**Written instruction:** Where a line of the listing below includes the word "size", reproduce that line.

>> begin Extracted records

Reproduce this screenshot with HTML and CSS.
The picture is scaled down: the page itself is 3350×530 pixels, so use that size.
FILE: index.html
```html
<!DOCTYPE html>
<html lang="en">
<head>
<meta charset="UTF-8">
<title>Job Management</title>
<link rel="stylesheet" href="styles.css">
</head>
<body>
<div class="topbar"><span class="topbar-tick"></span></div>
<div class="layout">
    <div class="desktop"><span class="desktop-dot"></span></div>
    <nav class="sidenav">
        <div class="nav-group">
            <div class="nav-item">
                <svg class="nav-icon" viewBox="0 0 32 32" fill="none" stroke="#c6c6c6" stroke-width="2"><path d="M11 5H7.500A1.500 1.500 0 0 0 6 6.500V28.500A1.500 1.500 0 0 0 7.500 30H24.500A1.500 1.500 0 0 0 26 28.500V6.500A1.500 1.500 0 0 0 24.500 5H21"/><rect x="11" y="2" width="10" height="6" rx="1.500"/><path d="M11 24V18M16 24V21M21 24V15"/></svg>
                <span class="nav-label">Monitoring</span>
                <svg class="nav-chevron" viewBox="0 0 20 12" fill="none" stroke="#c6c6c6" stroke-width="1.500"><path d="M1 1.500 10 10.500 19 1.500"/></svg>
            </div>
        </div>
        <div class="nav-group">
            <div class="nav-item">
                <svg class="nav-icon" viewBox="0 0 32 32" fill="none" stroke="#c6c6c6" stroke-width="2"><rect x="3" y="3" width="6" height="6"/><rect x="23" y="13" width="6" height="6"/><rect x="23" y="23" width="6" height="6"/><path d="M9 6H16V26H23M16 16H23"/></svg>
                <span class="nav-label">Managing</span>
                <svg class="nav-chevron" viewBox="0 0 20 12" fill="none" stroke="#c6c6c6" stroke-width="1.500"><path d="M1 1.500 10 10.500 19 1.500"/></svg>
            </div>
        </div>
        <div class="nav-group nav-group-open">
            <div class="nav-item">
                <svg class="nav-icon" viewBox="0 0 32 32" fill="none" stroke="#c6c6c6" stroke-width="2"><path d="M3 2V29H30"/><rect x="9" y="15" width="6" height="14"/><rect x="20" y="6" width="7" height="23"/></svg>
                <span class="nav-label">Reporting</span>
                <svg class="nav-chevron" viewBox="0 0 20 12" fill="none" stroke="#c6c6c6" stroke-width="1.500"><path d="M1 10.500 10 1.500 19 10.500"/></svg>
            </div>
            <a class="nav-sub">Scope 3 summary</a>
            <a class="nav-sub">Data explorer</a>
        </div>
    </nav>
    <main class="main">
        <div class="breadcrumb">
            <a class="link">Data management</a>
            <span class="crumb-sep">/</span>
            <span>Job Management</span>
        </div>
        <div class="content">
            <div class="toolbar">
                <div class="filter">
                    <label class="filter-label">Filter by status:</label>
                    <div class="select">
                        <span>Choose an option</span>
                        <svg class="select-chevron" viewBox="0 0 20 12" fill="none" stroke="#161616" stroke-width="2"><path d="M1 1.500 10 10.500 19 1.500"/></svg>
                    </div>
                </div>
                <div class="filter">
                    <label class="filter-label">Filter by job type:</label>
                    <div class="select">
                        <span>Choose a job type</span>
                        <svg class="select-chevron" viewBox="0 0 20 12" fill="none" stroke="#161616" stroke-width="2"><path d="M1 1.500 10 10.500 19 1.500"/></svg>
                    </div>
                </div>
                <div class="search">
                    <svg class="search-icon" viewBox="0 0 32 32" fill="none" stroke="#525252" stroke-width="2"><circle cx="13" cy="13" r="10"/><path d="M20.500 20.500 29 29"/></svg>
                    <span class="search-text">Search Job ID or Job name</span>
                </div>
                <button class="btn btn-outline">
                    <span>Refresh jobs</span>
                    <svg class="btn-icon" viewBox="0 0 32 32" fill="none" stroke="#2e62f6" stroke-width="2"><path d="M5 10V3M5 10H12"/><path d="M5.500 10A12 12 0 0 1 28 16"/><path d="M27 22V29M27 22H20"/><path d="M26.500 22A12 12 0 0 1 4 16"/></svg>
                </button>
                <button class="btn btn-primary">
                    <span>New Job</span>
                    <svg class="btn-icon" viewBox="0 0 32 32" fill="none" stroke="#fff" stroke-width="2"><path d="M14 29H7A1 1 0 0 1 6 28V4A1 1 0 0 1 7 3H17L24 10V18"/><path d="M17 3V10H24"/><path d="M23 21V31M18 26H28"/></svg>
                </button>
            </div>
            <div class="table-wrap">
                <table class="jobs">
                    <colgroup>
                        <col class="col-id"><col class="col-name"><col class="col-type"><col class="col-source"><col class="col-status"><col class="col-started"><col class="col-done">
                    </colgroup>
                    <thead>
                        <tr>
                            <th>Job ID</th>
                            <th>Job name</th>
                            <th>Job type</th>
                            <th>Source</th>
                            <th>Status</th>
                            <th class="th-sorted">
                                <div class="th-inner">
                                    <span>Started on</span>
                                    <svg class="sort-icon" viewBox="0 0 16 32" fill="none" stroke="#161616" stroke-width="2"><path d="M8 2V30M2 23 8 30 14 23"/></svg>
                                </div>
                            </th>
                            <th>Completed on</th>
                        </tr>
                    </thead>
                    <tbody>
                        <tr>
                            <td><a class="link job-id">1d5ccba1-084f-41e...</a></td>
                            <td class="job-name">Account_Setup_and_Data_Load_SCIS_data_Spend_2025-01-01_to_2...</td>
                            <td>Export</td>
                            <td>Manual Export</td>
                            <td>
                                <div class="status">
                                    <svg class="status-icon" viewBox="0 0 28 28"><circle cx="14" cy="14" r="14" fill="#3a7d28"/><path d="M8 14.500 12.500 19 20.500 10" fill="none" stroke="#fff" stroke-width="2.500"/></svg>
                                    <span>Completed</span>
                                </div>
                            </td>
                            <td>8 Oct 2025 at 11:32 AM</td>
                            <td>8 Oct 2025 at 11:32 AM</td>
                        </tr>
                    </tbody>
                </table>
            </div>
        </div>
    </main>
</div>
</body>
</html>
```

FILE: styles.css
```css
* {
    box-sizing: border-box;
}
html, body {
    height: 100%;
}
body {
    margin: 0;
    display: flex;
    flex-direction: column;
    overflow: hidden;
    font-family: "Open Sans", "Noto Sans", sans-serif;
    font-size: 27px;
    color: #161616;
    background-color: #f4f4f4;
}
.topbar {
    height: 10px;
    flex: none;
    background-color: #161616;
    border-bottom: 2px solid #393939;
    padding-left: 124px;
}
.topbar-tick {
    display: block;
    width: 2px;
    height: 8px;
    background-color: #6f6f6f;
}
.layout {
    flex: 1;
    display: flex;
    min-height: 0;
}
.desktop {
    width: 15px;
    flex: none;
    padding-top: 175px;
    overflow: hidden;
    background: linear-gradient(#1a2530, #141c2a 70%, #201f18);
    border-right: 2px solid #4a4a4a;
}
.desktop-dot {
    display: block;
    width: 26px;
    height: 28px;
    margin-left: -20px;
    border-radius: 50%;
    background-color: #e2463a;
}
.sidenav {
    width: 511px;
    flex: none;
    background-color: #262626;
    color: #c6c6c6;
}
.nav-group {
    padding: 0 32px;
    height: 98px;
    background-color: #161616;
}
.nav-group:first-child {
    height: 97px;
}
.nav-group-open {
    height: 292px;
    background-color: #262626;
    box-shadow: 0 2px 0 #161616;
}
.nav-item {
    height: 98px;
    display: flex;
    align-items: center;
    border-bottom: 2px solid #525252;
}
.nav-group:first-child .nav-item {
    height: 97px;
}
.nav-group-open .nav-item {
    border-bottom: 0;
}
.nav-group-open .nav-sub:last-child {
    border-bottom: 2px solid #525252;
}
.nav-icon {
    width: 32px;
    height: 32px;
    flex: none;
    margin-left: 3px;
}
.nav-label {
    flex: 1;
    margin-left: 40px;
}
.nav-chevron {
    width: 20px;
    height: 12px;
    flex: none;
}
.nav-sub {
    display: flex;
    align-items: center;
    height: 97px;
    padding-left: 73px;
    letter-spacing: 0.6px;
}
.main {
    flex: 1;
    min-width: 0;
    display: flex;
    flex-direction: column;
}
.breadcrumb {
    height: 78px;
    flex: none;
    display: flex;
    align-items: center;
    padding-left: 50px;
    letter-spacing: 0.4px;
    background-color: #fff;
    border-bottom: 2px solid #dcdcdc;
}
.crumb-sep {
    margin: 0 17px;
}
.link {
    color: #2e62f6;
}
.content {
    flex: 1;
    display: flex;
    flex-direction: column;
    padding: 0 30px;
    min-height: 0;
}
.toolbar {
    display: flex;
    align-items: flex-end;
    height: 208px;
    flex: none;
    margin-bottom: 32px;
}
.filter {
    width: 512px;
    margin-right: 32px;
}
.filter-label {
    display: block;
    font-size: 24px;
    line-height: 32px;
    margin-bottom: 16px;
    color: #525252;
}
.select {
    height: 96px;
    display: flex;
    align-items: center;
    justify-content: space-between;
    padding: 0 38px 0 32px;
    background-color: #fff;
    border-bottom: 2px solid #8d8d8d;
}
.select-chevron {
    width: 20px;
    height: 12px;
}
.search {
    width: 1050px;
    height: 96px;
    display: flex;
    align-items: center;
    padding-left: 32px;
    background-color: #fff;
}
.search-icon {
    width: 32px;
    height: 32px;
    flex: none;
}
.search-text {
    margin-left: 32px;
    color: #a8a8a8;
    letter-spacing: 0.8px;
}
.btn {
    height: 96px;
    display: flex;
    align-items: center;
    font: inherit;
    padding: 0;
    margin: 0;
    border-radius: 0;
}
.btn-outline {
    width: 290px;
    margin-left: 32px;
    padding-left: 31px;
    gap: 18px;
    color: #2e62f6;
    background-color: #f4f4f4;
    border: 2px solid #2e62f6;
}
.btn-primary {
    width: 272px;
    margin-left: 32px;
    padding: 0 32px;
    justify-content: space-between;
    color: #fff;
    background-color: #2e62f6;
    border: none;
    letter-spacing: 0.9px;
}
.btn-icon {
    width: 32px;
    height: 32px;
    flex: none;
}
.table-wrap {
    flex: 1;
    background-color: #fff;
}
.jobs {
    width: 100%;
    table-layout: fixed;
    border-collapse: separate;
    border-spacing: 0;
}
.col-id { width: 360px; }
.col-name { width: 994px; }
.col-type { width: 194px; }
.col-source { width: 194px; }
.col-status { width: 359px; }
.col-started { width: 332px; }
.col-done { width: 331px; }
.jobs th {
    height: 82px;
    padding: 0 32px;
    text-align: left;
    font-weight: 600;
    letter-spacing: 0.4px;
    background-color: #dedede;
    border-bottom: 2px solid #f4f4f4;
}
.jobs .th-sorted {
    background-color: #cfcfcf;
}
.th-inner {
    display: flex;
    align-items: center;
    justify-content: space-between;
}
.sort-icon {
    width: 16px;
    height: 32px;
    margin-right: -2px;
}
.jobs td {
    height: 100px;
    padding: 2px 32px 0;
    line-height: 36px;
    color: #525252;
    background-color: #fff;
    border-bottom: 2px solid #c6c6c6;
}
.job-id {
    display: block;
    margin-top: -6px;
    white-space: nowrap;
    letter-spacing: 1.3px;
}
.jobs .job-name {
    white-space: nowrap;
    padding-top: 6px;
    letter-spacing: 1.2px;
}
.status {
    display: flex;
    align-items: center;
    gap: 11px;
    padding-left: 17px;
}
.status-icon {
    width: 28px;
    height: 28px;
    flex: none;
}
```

>> end Extracted records
>> begin Extracted records

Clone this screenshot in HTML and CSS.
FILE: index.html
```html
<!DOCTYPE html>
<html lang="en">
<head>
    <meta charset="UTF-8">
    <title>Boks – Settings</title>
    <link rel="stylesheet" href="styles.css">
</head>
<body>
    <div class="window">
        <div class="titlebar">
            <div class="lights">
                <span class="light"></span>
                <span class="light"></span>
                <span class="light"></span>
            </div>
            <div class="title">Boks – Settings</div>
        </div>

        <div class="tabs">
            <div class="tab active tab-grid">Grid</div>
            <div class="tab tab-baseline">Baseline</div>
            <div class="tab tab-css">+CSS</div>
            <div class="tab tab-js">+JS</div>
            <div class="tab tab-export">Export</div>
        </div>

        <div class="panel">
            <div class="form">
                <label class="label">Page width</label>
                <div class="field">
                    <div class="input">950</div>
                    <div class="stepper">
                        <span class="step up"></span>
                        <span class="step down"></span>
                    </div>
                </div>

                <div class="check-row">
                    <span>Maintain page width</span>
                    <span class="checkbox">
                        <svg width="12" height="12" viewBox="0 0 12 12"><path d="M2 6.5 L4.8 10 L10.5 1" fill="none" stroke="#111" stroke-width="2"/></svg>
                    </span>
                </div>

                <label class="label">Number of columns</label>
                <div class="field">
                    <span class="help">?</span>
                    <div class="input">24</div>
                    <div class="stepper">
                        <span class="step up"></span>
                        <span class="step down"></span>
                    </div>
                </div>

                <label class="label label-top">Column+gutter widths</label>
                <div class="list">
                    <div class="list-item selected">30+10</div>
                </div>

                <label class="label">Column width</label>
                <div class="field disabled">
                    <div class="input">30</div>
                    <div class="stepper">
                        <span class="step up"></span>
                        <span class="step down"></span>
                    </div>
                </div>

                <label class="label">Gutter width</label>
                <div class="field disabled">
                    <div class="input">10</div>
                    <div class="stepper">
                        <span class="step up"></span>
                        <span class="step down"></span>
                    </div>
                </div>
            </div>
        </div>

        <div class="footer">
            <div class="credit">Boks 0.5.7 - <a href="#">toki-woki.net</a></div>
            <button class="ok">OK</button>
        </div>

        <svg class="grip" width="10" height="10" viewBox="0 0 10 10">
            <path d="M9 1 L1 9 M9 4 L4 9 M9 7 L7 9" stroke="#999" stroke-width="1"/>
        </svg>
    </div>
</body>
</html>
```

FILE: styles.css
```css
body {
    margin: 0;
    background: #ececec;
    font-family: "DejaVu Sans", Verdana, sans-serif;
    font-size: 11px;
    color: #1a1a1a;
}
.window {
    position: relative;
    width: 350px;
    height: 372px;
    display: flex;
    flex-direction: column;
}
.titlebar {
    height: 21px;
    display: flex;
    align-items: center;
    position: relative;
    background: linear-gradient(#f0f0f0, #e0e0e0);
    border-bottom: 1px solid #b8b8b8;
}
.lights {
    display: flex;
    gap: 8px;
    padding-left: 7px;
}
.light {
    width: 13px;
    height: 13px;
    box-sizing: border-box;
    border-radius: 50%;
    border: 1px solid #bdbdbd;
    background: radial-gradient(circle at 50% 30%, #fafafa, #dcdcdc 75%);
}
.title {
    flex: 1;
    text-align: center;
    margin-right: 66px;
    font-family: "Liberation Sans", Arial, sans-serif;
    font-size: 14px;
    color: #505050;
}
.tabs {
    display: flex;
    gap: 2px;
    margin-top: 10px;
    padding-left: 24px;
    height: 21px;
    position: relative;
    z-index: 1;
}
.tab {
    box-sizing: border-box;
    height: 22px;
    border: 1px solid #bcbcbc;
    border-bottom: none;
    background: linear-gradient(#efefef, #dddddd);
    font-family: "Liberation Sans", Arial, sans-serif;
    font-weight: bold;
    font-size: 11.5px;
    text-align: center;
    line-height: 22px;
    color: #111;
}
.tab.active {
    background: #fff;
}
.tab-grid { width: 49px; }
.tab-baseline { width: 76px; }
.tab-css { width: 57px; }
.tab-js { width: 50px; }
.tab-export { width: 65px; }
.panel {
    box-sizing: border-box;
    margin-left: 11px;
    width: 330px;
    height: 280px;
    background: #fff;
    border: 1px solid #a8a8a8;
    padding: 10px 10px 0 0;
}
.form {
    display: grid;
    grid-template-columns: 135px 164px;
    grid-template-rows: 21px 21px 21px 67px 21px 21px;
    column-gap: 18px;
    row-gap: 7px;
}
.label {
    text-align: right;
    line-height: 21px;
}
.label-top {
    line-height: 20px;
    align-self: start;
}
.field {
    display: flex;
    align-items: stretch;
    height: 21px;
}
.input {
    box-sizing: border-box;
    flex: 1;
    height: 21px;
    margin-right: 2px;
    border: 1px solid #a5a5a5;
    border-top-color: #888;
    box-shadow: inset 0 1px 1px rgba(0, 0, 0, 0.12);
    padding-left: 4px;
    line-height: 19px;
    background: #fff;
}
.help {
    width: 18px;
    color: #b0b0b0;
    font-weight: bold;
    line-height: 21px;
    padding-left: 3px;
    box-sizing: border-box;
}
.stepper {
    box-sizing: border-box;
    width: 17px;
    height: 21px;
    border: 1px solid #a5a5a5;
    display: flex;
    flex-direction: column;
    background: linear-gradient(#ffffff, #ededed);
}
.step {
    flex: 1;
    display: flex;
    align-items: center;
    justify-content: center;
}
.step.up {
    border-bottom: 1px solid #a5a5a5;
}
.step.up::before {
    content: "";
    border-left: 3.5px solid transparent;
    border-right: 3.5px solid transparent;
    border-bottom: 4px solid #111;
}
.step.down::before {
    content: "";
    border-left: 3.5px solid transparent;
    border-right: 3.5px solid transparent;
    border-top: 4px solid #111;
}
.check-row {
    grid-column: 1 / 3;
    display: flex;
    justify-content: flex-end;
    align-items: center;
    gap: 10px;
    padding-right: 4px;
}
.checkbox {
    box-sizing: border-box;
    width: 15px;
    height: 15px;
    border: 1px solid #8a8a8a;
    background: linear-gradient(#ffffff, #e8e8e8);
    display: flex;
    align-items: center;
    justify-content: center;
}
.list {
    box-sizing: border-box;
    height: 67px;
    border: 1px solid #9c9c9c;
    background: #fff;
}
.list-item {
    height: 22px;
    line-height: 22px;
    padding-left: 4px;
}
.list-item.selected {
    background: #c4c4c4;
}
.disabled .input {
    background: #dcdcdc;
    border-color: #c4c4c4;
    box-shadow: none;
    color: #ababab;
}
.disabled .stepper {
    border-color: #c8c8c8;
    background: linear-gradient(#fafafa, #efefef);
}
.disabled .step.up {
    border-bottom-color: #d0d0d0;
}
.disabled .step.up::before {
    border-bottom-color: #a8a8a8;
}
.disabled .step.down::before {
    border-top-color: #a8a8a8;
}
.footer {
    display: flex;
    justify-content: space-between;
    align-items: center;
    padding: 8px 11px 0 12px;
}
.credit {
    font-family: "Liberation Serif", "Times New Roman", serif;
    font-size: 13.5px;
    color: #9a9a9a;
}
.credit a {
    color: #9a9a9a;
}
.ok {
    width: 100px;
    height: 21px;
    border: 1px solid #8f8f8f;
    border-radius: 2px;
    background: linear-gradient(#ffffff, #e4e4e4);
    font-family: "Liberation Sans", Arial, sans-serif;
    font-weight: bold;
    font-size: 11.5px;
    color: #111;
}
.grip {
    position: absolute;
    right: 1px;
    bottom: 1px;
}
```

>> end Extracted records
>> begin Extracted records

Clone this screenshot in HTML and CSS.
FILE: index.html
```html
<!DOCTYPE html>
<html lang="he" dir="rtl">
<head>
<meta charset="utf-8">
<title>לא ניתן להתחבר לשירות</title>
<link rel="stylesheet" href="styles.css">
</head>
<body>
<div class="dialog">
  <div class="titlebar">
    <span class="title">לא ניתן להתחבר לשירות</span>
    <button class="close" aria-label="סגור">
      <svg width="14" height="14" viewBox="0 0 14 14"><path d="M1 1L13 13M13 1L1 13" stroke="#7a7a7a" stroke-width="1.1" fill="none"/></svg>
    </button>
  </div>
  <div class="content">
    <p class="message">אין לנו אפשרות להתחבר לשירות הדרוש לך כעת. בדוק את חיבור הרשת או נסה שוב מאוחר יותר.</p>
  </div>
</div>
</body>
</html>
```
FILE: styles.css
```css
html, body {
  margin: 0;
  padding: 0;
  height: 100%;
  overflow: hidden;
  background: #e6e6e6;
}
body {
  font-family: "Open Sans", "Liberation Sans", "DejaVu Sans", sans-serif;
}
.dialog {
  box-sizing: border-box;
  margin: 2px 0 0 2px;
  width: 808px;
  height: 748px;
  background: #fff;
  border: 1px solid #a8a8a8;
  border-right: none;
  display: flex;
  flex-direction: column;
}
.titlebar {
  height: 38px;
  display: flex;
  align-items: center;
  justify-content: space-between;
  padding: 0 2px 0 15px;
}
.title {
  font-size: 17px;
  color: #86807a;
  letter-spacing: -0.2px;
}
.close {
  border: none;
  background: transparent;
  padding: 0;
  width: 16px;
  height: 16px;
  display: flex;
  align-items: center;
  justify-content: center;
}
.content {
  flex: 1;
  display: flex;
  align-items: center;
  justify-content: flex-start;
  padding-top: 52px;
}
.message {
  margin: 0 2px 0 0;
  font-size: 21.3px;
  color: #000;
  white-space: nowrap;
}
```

>> end Extracted records

**Response below:**
The picture is scaled down: the page itself is 3350×530 pixels, so use that size.
    font-size: 27px;
    font-size: 24px;
    font-size: 11px;
    font-size: 14px;
    font-size: 11.5px;
    font-size: 13.5px;
    font-size: 11.5px;
  font-size: 17px;
  font-size: 21.3px;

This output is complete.